Well a CPU is a bytecode reader in a sense too. When I was working on a 68K assembler interface for Ian's squeak compiler I was surprised to see many instructions could be created that were not covered in the op code manual. Also I recall in the days of VirtualPC that team discovered certain i386 machine sequences which would effectively crash the microcode, anyone recall what that "bug" was. Certainly I remember patchs being loaded on my linux box to prevent the problem from happening, once it had been leaked to the internet.
Lastly if this verify is so perfect, why the Java exploits I read about from time to time?
On May 22, 2007, at 11:03 AM, tim Rowledge wrote:
On 22-May-07, at 10:56 AM, Philippe Marschall wrote:
Java has a bytecode verifyer to prevent these problems with zero runtime cost (if you don't count class loading). Squeak could have the same.

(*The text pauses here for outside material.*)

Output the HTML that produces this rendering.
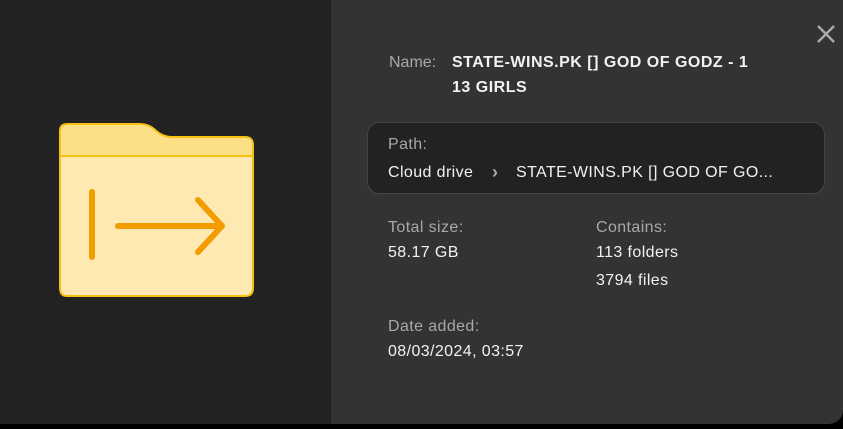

Absolutely irrelevant to the problem in question. Smalltalk has a 'bytecode verifier' too - it's called the compiler. It too makes sure the bytecodes are suitable as it 'loads' them.
The problem is that if some *other* tool is generating bytecodes it can make 'bad' ones that will stomp over other objects. Just as in java you could etc etc. At least, I assume java could have a tool to generate bytecodes and run them? I wouldn't really know, never having had anything to do with it.